• [PROBLEM DESCRIPTION]
Images should be left out, and everything else in the listing reproduced exactly.

• [EXTRACTED ENTRIES]
┄┄┄┄┄┄┄┄┄┄┄┄┄┄┄┄┄┄┄┄

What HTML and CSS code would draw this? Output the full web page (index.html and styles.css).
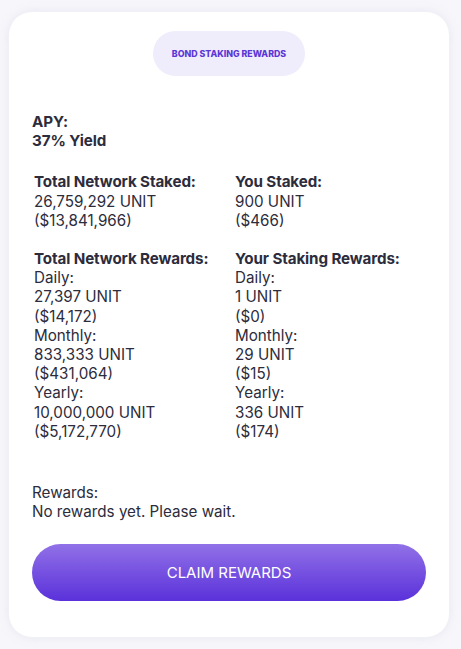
FILE: index.html
```html
<!DOCTYPE html>
<html>
<head>
<meta charset="utf-8">
<link rel="stylesheet" href="styles.css">
</head>
<body>
<div class="card">
  <div class="pill-wrap"><div class="pill">BOND STAKING REWARDS</div></div>
  <div class="apy">
    <div class="b">APY:</div>
    <div class="b">37% Yield</div>
  </div>
  <div class="grid">
    <div class="cell">
      <div class="b">Total Network Staked:</div>
      <div>26,759,292 UNIT</div>
      <div>($13,841,966)</div>
    </div>
    <div class="cell">
      <div class="b">You Staked:</div>
      <div>900 UNIT</div>
      <div>($466)</div>
    </div>
    <div class="cell">
      <div class="b">Total Network Rewards:</div>
      <div>Daily:</div>
      <div>27,397 UNIT</div>
      <div>($14,172)</div>
      <div>Monthly:</div>
      <div>833,333 UNIT</div>
      <div>($431,064)</div>
      <div>Yearly:</div>
      <div>10,000,000 UNIT</div>
      <div>($5,172,770)</div>
    </div>
    <div class="cell">
      <div class="b">Your Staking Rewards:</div>
      <div>Daily:</div>
      <div>1 UNIT</div>
      <div>($0)</div>
      <div>Monthly:</div>
      <div>29 UNIT</div>
      <div>($15)</div>
      <div>Yearly:</div>
      <div>336 UNIT</div>
      <div>($174)</div>
    </div>
  </div>
  <div class="rewards">
    <div>Rewards:</div>
    <div>No rewards yet. Please wait.</div>
  </div>
  <button class="claim">CLAIM REWARDS</button>
</div>
</body>
</html>
```
FILE: styles.css
```css
html, body {
  margin: 0;
  padding: 0;
  background: #f7f7fb;
}
body {
  padding: 11px 11px 12px 8px;
  font-family: "Inter", "Noto Sans", sans-serif;
  color: #2c2c3c;
  font-size: 15.2px;
  line-height: 19.2px;
}
.card {
  width: 442px;
  box-sizing: border-box;
  background: #fff;
  border-radius: 24px;
  box-shadow: 0 0 12px rgba(120, 120, 170, 0.12);
  border: 1px solid #f0f0f6;
  padding: 19px 23px 36px 23px;
}
.pill-wrap {
  display: flex;
  justify-content: center;
}
.pill {
  width: 152px;
  height: 45px;
  border-radius: 23px;
  background: #efecfb;
  color: #5b37d6;
  font-size: 8.8px;
  font-weight: 800;
  display: flex;
  align-items: center;
  justify-content: center;
}
.b {
  font-weight: 700;
  letter-spacing: -0.12px;
}
.apy {
  margin-top: 36px;
}
.grid {
  margin-top: 22px;
  margin-left: 2px;
  display: grid;
  grid-template-columns: 201px 1fr;
  row-gap: 19px;
}
.rewards {
  margin-top: 42px;
}
.claim {
  margin-top: 23px;
  width: 100%;
  height: 57px;
  border: none;
  border-radius: 29px;
  background: linear-gradient(180deg, #9171e7 0%, #5a31da 100%);
  color: #fff;
  font-family: inherit;
  font-size: 15px;
  display: block;
}
```
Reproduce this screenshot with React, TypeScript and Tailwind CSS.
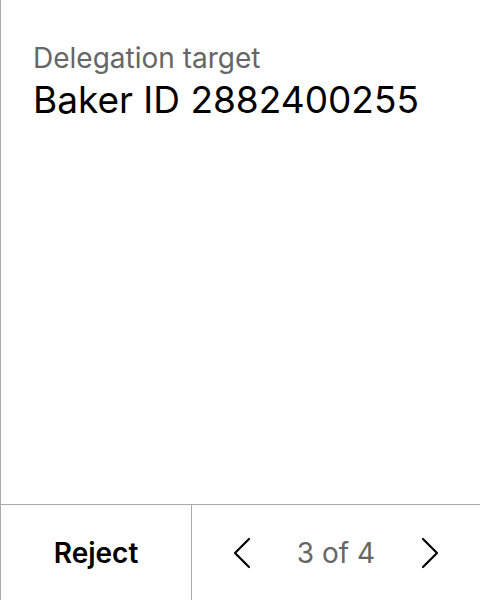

┄┄┄┄┄┄┄┄┄┄┄┄┄┄┄┄┄┄┄┄

• [OUTPUT]
What HTML and CSS code would draw this? Output the full web page (index.html and styles.css).
FILE: index.html
```html
<!DOCTYPE html>
<html>
<head>
<meta charset="utf-8">
<link rel="stylesheet" href="styles.css">
</head>
<body>
<div class="card">
  <div class="pill-wrap"><div class="pill">BOND STAKING REWARDS</div></div>
  <div class="apy">
    <div class="b">APY:</div>
    <div class="b">37% Yield</div>
  </div>
  <div class="grid">
    <div class="cell">
      <div class="b">Total Network Staked:</div>
      <div>26,759,292 UNIT</div>
      <div>($13,841,966)</div>
    </div>
    <div class="cell">
      <div class="b">You Staked:</div>
      <div>900 UNIT</div>
      <div>($466)</div>
    </div>
    <div class="cell">
      <div class="b">Total Network Rewards:</div>
      <div>Daily:</div>
      <div>27,397 UNIT</div>
      <div>($14,172)</div>
      <div>Monthly:</div>
      <div>833,333 UNIT</div>
      <div>($431,064)</div>
      <div>Yearly:</div>
      <div>10,000,000 UNIT</div>
      <div>($5,172,770)</div>
    </div>
    <div class="cell">
      <div class="b">Your Staking Rewards:</div>
      <div>Daily:</div>
      <div>1 UNIT</div>
      <div>($0)</div>
      <div>Monthly:</div>
      <div>29 UNIT</div>
      <div>($15)</div>
      <div>Yearly:</div>
      <div>336 UNIT</div>
      <div>($174)</div>
    </div>
  </div>
  <div class="rewards">
    <div>Rewards:</div>
    <div>No rewards yet. Please wait.</div>
  </div>
  <button class="claim">CLAIM REWARDS</button>
</div>
</body>
</html>
```
FILE: styles.css
```css
html, body {
  margin: 0;
  padding: 0;
  background: #f7f7fb;
}
body {
  padding: 11px 11px 12px 8px;
  font-family: "Inter", "Noto Sans", sans-serif;
  color: #2c2c3c;
  font-size: 15.2px;
  line-height: 19.2px;
}
.card {
  width: 442px;
  box-sizing: border-box;
  background: #fff;
  border-radius: 24px;
  box-shadow: 0 0 12px rgba(120, 120, 170, 0.12);
  border: 1px solid #f0f0f6;
  padding: 19px 23px 36px 23px;
}
.pill-wrap {
  display: flex;
  justify-content: center;
}
.pill {
  width: 152px;
  height: 45px;
  border-radius: 23px;
  background: #efecfb;
  color: #5b37d6;
  font-size: 8.8px;
  font-weight: 800;
  display: flex;
  align-items: center;
  justify-content: center;
}
.b {
  font-weight: 700;
  letter-spacing: -0.12px;
}
.apy {
  margin-top: 36px;
}
.grid {
  margin-top: 22px;
  margin-left: 2px;
  display: grid;
  grid-template-columns: 201px 1fr;
  row-gap: 19px;
}
.rewards {
  margin-top: 42px;
}
.claim {
  margin-top: 23px;
  width: 100%;
  height: 57px;
  border: none;
  border-radius: 29px;
  background: linear-gradient(180deg, #9171e7 0%, #5a31da 100%);
  color: #fff;
  font-family: inherit;
  font-size: 15px;
  display: block;
}
```
Reproduce this screenshot with React, TypeScript and Tailwind CSS.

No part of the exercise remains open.